[start]

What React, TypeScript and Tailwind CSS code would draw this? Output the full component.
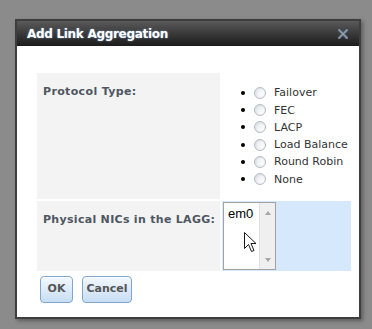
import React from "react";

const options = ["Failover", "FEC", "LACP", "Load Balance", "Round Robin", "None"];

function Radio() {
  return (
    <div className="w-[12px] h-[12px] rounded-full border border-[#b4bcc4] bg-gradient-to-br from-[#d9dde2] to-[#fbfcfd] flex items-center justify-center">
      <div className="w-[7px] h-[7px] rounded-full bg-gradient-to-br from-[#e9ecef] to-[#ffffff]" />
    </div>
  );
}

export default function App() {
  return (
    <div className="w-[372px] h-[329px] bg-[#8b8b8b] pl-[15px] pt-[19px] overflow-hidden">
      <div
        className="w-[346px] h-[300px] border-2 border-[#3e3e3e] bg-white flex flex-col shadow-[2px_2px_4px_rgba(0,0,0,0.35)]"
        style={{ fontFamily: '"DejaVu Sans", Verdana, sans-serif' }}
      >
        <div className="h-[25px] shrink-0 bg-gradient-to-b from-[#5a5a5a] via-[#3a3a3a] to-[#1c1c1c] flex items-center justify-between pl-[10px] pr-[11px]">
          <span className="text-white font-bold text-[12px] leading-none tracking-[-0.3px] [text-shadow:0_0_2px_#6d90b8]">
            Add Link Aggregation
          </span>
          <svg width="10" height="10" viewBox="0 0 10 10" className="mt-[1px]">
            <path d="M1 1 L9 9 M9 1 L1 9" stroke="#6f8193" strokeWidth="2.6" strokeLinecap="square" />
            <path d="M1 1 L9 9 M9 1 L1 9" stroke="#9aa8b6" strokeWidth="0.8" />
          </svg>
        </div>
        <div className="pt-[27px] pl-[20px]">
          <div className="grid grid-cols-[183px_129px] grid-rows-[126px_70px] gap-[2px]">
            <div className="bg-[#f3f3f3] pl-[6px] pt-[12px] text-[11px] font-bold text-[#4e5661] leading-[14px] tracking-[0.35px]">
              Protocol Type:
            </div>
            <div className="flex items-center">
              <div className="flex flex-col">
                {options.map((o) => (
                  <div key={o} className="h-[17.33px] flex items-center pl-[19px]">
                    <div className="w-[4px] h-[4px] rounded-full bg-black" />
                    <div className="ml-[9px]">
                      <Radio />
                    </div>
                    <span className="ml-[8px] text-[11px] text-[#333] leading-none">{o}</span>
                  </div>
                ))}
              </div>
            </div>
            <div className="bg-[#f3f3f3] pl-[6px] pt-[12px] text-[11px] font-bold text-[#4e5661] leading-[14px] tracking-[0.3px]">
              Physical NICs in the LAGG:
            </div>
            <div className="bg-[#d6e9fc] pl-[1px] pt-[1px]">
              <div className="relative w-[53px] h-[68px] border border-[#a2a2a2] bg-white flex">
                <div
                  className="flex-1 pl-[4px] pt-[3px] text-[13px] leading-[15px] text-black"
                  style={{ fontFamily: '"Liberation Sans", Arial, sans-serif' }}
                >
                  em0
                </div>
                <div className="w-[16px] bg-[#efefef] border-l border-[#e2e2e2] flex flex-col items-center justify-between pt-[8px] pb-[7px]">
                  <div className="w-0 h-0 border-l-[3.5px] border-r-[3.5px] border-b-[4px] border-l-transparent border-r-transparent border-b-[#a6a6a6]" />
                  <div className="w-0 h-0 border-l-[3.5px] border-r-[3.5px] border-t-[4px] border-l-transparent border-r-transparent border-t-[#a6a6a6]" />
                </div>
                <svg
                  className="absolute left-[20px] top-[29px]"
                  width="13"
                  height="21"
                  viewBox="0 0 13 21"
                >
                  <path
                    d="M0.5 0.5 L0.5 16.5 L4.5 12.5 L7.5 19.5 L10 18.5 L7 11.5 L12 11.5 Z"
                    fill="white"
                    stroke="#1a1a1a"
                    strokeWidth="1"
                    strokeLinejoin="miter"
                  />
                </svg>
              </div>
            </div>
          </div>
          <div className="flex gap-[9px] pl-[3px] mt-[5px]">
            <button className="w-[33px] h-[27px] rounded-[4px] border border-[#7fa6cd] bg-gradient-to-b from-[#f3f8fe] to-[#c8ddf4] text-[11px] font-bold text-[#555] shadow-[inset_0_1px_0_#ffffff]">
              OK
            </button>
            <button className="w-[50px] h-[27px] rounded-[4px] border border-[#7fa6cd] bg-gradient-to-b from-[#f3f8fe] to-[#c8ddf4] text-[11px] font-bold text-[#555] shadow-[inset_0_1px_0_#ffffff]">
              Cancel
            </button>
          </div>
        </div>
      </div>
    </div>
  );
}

[end]

▶ _PROBLEM TO WORK ON_
Except for the pictures, copy the material above exactly.

▶ _WRITTEN ANSWER_
What React, TypeScript and Tailwind CSS code would draw this? Output the full component.
import React from "react";

const options = ["Failover", "FEC", "LACP", "Load Balance", "Round Robin", "None"];

function Radio() {
  return (
    <div className="w-[12px] h-[12px] rounded-full border border-[#b4bcc4] bg-gradient-to-br from-[#d9dde2] to-[#fbfcfd] flex items-center justify-center">
      <div className="w-[7px] h-[7px] rounded-full bg-gradient-to-br from-[#e9ecef] to-[#ffffff]" />
    </div>
  );
}

export default function App() {
  return (
    <div className="w-[372px] h-[329px] bg-[#8b8b8b] pl-[15px] pt-[19px] overflow-hidden">
      <div
        className="w-[346px] h-[300px] border-2 border-[#3e3e3e] bg-white flex flex-col shadow-[2px_2px_4px_rgba(0,0,0,0.35)]"
        style={{ fontFamily: '"DejaVu Sans", Verdana, sans-serif' }}
      >
        <div className="h-[25px] shrink-0 bg-gradient-to-b from-[#5a5a5a] via-[#3a3a3a] to-[#1c1c1c] flex items-center justify-between pl-[10px] pr-[11px]">
          <span className="text-white font-bold text-[12px] leading-none tracking-[-0.3px] [text-shadow:0_0_2px_#6d90b8]">
            Add Link Aggregation
          </span>
          <svg width="10" height="10" viewBox="0 0 10 10" className="mt-[1px]">
            <path d="M1 1 L9 9 M9 1 L1 9" stroke="#6f8193" strokeWidth="2.6" strokeLinecap="square" />
            <path d="M1 1 L9 9 M9 1 L1 9" stroke="#9aa8b6" strokeWidth="0.8" />
          </svg>
        </div>
        <div className="pt-[27px] pl-[20px]">
          <div className="grid grid-cols-[183px_129px] grid-rows-[126px_70px] gap-[2px]">
            <div className="bg-[#f3f3f3] pl-[6px] pt-[12px] text-[11px] font-bold text-[#4e5661] leading-[14px] tracking-[0.35px]">
              Protocol Type:
            </div>
            <div className="flex items-center">
              <div className="flex flex-col">
                {options.map((o) => (
                  <div key={o} className="h-[17.33px] flex items-center pl-[19px]">
                    <div className="w-[4px] h-[4px] rounded-full bg-black" />
                    <div className="ml-[9px]">
                      <Radio />
                    </div>
                    <span className="ml-[8px] text-[11px] text-[#333] leading-none">{o}</span>
                  </div>
                ))}
              </div>
            </div>
            <div className="bg-[#f3f3f3] pl-[6px] pt-[12px] text-[11px] font-bold text-[#4e5661] leading-[14px] tracking-[0.3px]">
              Physical NICs in the LAGG:
            </div>
            <div className="bg-[#d6e9fc] pl-[1px] pt-[1px]">
              <div className="relative w-[53px] h-[68px] border border-[#a2a2a2] bg-white flex">
                <div
                  className="flex-1 pl-[4px] pt-[3px] text-[13px] leading-[15px] text-black"
                  style={{ fontFamily: '"Liberation Sans", Arial, sans-serif' }}
                >
                  em0
                </div>
                <div className="w-[16px] bg-[#efefef] border-l border-[#e2e2e2] flex flex-col items-center justify-between pt-[8px] pb-[7px]">
                  <div className="w-0 h-0 border-l-[3.5px] border-r-[3.5px] border-b-[4px] border-l-transparent border-r-transparent border-b-[#a6a6a6]" />
                  <div className="w-0 h-0 border-l-[3.5px] border-r-[3.5px] border-t-[4px] border-l-transparent border-r-transparent border-t-[#a6a6a6]" />
                </div>
                <svg
                  className="absolute left-[20px] top-[29px]"
                  width="13"
                  height="21"
                  viewBox="0 0 13 21"
                >
                  <path
                    d="M0.5 0.5 L0.5 16.5 L4.5 12.5 L7.5 19.5 L10 18.5 L7 11.5 L12 11.5 Z"
                    fill="white"
                    stroke="#1a1a1a"
                    strokeWidth="1"
                    strokeLinejoin="miter"
                  />
                </svg>
              </div>
            </div>
          </div>
          <div className="flex gap-[9px] pl-[3px] mt-[5px]">
            <button className="w-[33px] h-[27px] rounded-[4px] border border-[#7fa6cd] bg-gradient-to-b from-[#f3f8fe] to-[#c8ddf4] text-[11px] font-bold text-[#555] shadow-[inset_0_1px_0_#ffffff]">
              OK
            </button>
            <button className="w-[50px] h-[27px] rounded-[4px] border border-[#7fa6cd] bg-gradient-to-b from-[#f3f8fe] to-[#c8ddf4] text-[11px] font-bold text-[#555] shadow-[inset_0_1px_0_#ffffff]">
              Cancel
            </button>
          </div>
        </div>
      </div>
    </div>
  );
}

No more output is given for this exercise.